African-American patients were more than mere ‘objects of medical scrutiny’ (p. 155). Parsing annual reports and case records with exemplary sensitivity, Chapter 6 looks at the ways in which racialist assumptions and gender expectations shaped patients’ involvement with different therapies. For example, Summers observes that women were more likely than men to be treated with hydrotherapy, and that African-American men did not have access to therapeutic tubs at all. Laundry and kitchen labour, however, continued to be assigned exclusively to African Americans, although patients questioned labour’s therapeutic value and demanded compensation. Unfortunately, resistance sometimes provoked punitive responses, with black women disproportionately subjected to restraints and seclusion. Other challenges arose from the cultural incompetency of white clinicians who did not distinguish psychosis from the belief in conjure and ‘alternative medical epistemologies’ to which some black patients subscribed (p. 177).
Chapters 7 and 8 consider reform at the hospital.

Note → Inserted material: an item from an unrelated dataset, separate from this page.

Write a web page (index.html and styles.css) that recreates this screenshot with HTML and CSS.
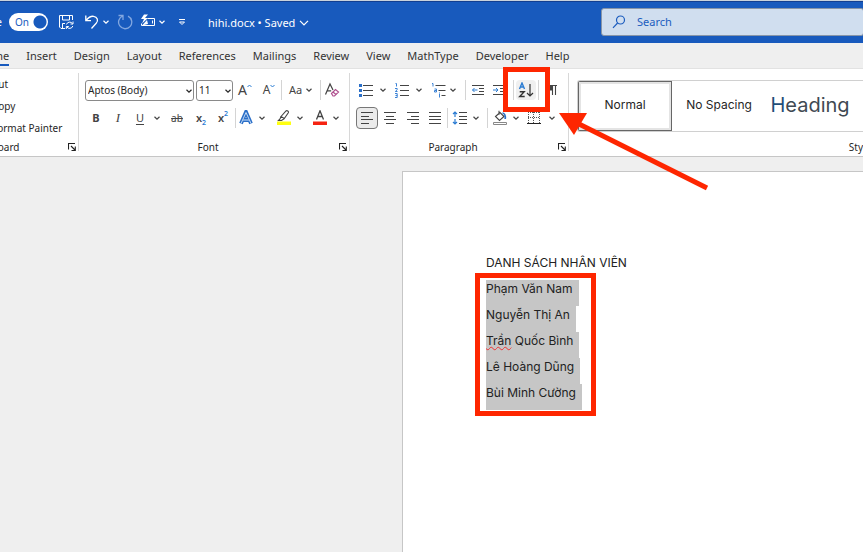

The Progressive Era saw the broadening of community care programmes associated with the mental hygiene movement. There were limited collaborations with local partners such as Howard University, but the fortifying of segregation in the capital imposed boundaries. Several developments helped activists to overcome these boundaries and eventually end segregation. In 1946, the US Army and Navy began to send service members to Veterans Administration hospitals. Consequently, the admission of black civilians to Saint Elizabeths grew at the same moment that more white Washingtonians were moving to the suburbs. Civil rights and black professional organizations effectively drew attention to the hypocrisy of segregation and discriminatory hiring practices at a federal facility ‘in the capital of a nation that sought to project a self-image as a beacon of freedom and equality’ (p. 235), leading to the hospital’s gradual integration in the 1950s.
The last two chapters deal with the aftermath of integration and de-institutionalization. While Chapter 9 shows that clinicians abandoned the ‘black psyche’ in favour of a universalist approach, the inaccessibility of patient records renders it impossible to know whether psychotropic drugs were disproportionately given to African Americans. What is certain is that ‘by 1955 the institution’s best days were behind it’ (p. 276). The final chapter delves into the vicissitudes of de-institutionalization, especially the loss of funding in the 1970s and 1980s that turned the hospital into an ‘emblem of federal neglect’ (p. 308).
Madness in the City of Magnificent Intentions is a dense book that tells a complex story with acuity. Throughout, Summers toggles between the racialist theories that shaped the design and operation of Saint Elizabeths, and race as it was experienced by African Americans who lived in and near the institution. There are few asylum histories that grapple with race as thoroughly and thoughtfully as this one does, making it essential reading for historians of psychiatry. General readers who want to understand how and why disparities have undermined the treatment of the mentally ill in the USA will also be richly rewarded.